Today's Papers

Lay Over

Everybody leads with the Enron convictions: A jury found Ken Lay guilty on all charges and his protégé Jeffrey Skilling guilty on 19 charges.

The jury concluded that Lay and Skilling lied to employees and shareholders, insisting things were A-OK while Enron was actually going down the toilet and the two were selling their shares. Before its collapse in late 2001, Enron had become the country’s seventh-largest public company.

The two men spent an estimated $60 million on their defense, but the jury didn’t buy their pleas that they had no idea what was going on and that Enron, as the Wall Street Journal summarizes their defense, was simply a “law-abiding company done in by newspaper reports, short-sellers and market panic.”

“I wanted very, very badly to believe what they were saying,” said one juror at a press conference after the verdict. But Skilling and Lay’s own testimony, where they tried to hammer home their alleged ignorance, helped to do them in. “There were places in the testimony where I felt their character was in question,” said the juror. Of course, not testifying might have spelled trouble too. “I would have always had questions if they had not taken the stand,” said another juror.

Lay and Skilling both face dozens of years in the slammer, and both suggested they’re going to appeal. Sentencing is scheduled for Sept. 11.

Slate’s Daniel Gross points out that, for all the hoopla, when it comes to Wall Street “the bugs in the system remain.”

The New York Timesand Los Angeles Times front what military officials say appear to be the murders of two dozen Iraqis by Marines last November. A congressional official said the shootings were “methodical in nature.” The Marines reportedly killed a few unarmed men taken from a taxi. Then they went into houses, where they killed women and children.

An initial press release from the military said most of the civilians were killed by a “roadside bomb.” The NYT, which has the more detailed report, asked a “senior defense official” how many Iraqis were really killed by the bomb. The answer: “Zero.”

The military only investigated after Time magazine started digging and reported the story back in March. The killings are now the focus of three investigations, including one into the possible cover-up.

“When these investigations come out, there’s going to be a firestorm,” one retired military lawyer told the Washington Post. “It will be worse than Abu Ghraib—nobody was killed at Abu Ghraib.”

Most of the papers front the Senate, as expected, passing its immigration bill. The Post goes inside with complaints that the bill, which has been celebrated for being relatively liberal, makes “it easier for the government to detain or deport immigrants—whether in the country legally or not.”

The LAT, WP, and NYT all front President Bush ordering everybody to chill and the Justice Department to temporarily seal records seized in the FBI’s unusual raid on Rep. William Jefferson’s office. That gives time for the White House to work out a deal with their new opponents: Republican congressional leaders.
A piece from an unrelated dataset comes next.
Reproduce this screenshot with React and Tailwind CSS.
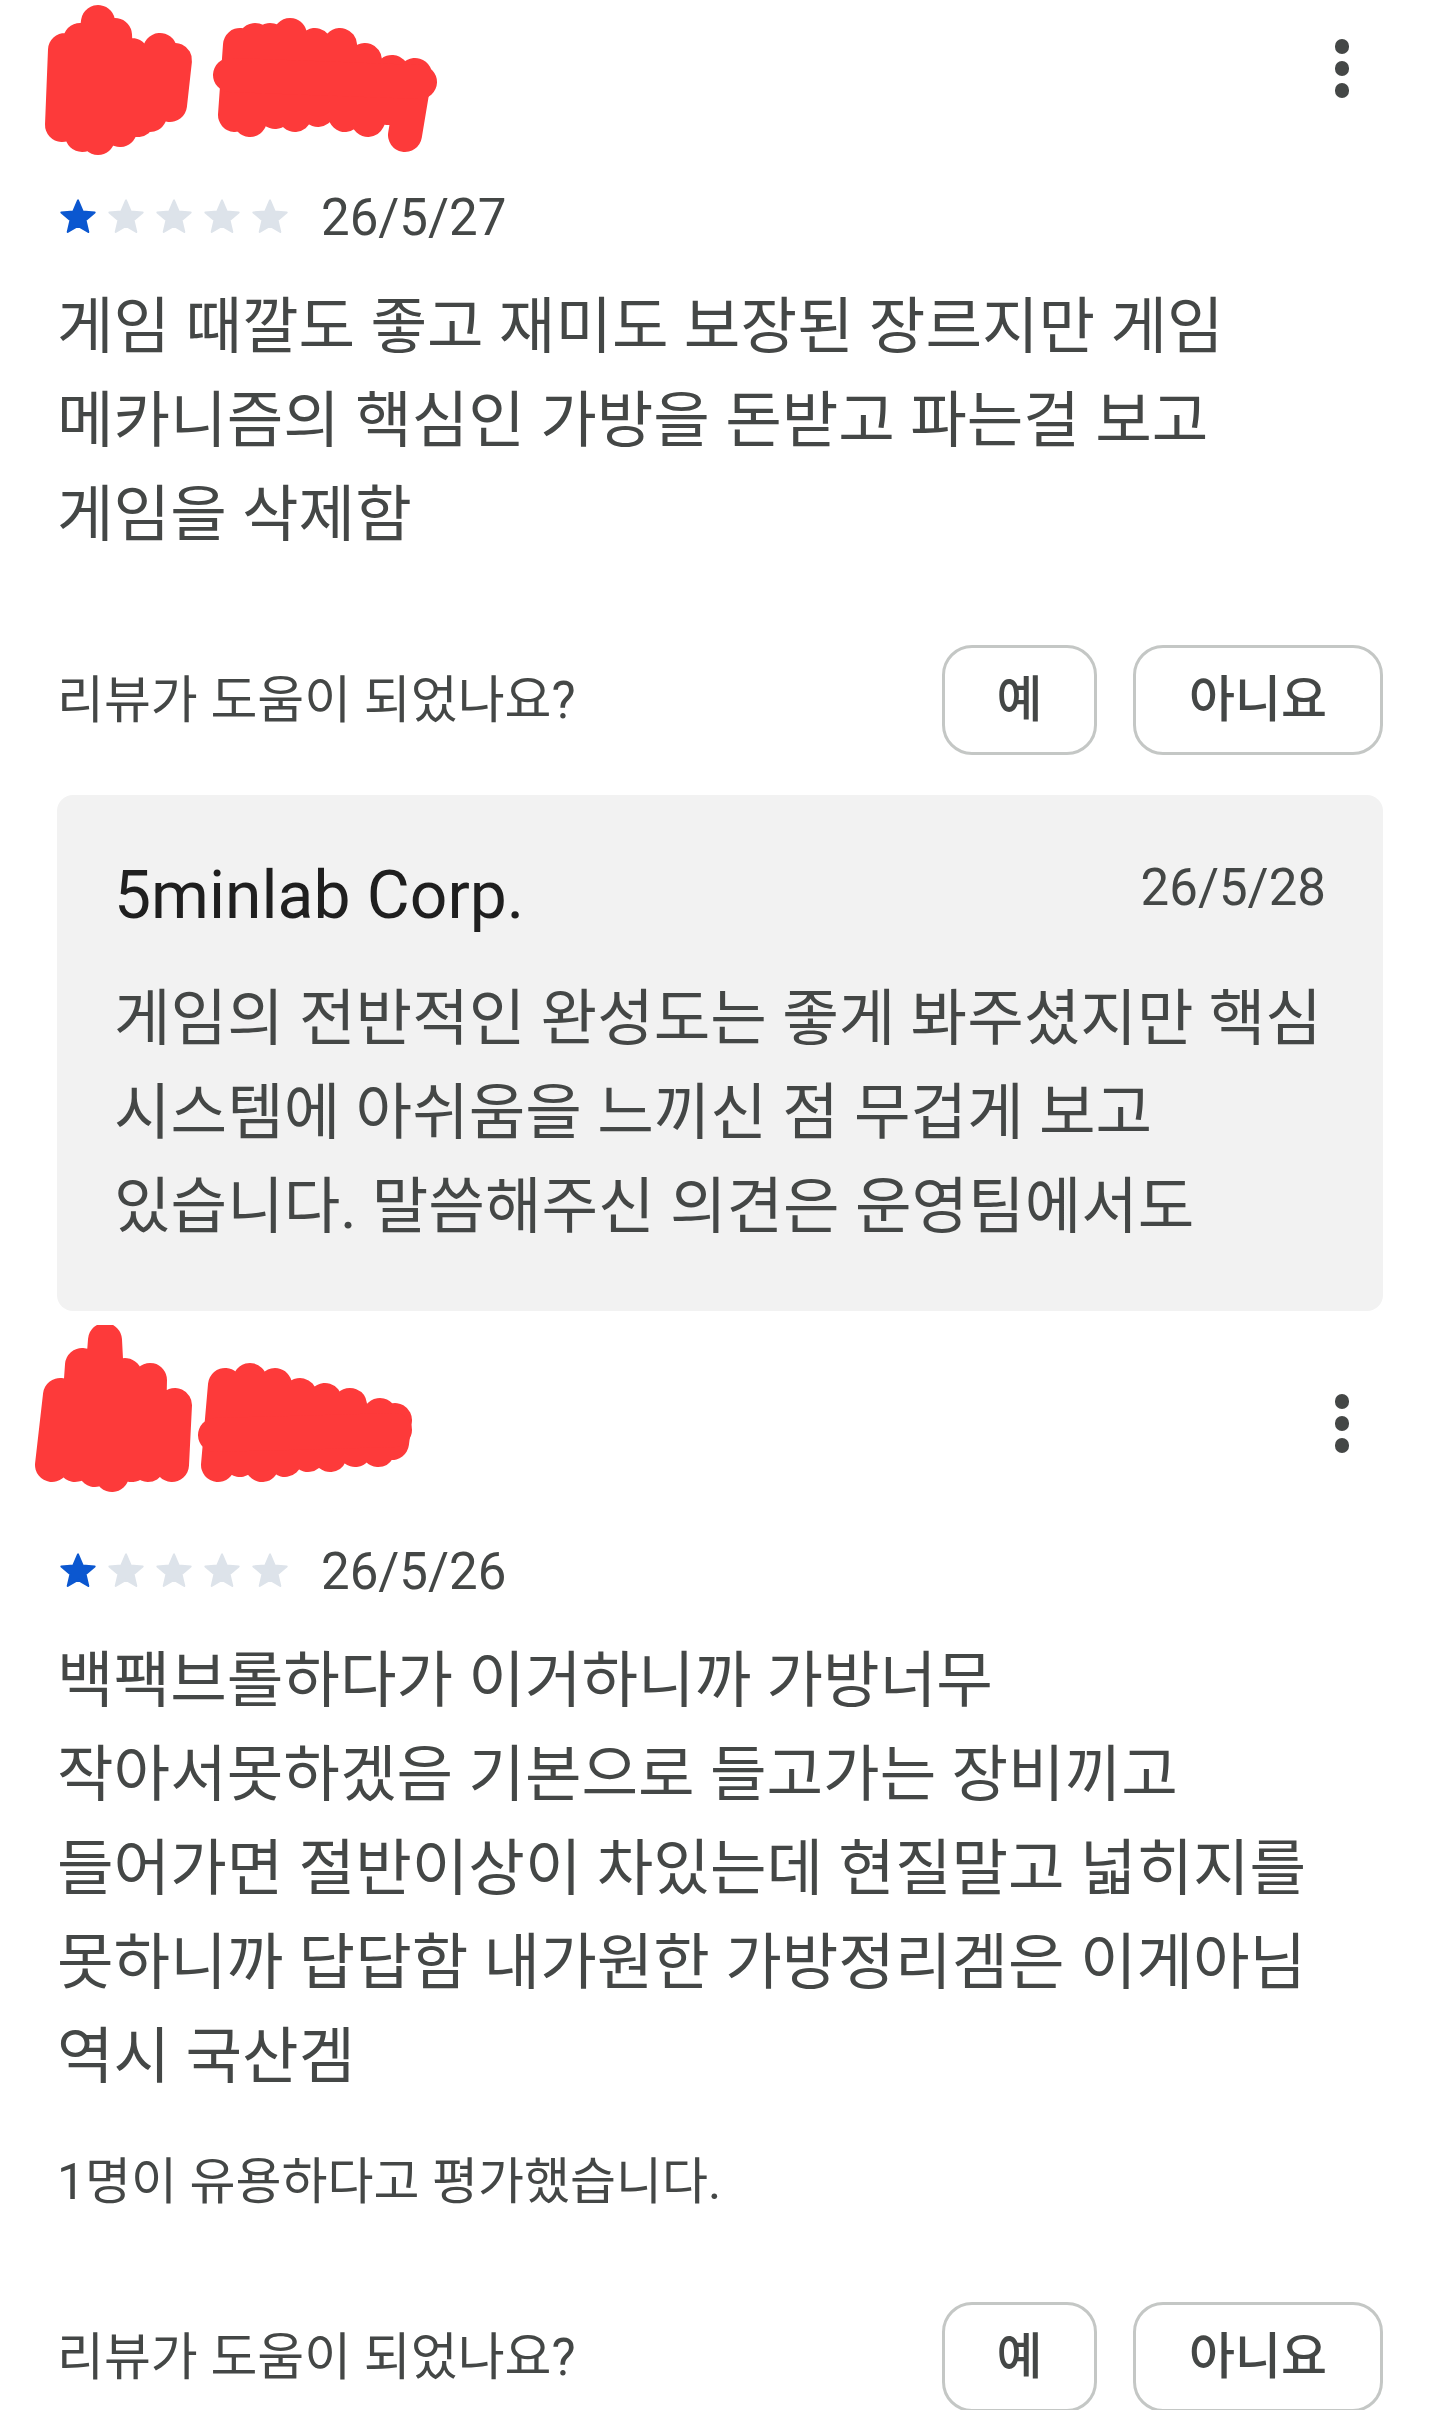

The NYT and WPfront Prime Minister Tony Blair hanging at the White House with Bush, where they defended the war, declined to commit to a drawdown of troops, and expressed a few regrets. Bush acknowledged it wasn’t a good move to challenge insurgents to “bring it on” nor to say he wanted Osama Bin Laden “dead or alive.” Said the president, “I learned some lessons about expressing myself maybe in a little more sophisticated manner.”

The WP pays more attention to Blair’s meatier mea culpa: “De-Baathification.” As the paper notes, the de-Baathification effort has long been considered a questionable move, including by a U.S. government study.

Only the NYT fronts Palestinian President Abbas calling for a national referendum on the creation a Palestinian state limited to the 1967 borders. Abbas said the referendum will happen in about a month unless Hamas itself agrees to de-facto recognition of Israel. The referendum would be based on a proposed peace deal recently put out by jailed Fatah and Hamas activists. Polls have long shown a majority of Palestinians support a two-state solution.

USA Todayfronts and other mention the merciful news that the Treasury Department is scrapping the long-distance phone tax. Expect to save about $18 a year. 

In his WP op-ed column, Charles Krauthammer calls Iran’s overtures for direct negotiations with the U.S. an “obvious trap“:

Mark my words. The momentum for U.S.-Iran negotiations has only begun. The focus of the entire Iranian crisis will begin to shift from the question of whether Tehran will stop its nuclear program to whether Washington will sit down alone at the table with Tehran. To this cynical bait-and-switch, there can be no American response other than No. Absolutely not.

Speaking of traps, elsewhere on the Post’s op-ed page, columnist David Ignatius leaves the impression that his colleague cited above might want to consider shutting his:

America’s best strategy is to play to its strengths—which are the open exchange of ideas, backed up by unmatched military power. The need for connection is especially clear in the case of Iran, which in isolation has remained frozen in revolutionary zealotry like an exotic fruit in aspic. …There’s no guarantee that a policy of engagement will work. The Iranian regime’s desire to acquire nuclear weapons may be so unyielding that Tehran and Washington will remain on a collision course. But America and its allies will be in a stronger position for responding to Iranian calls for dialogue. Openness isn’t a concession by America, it’s a strategic weapon.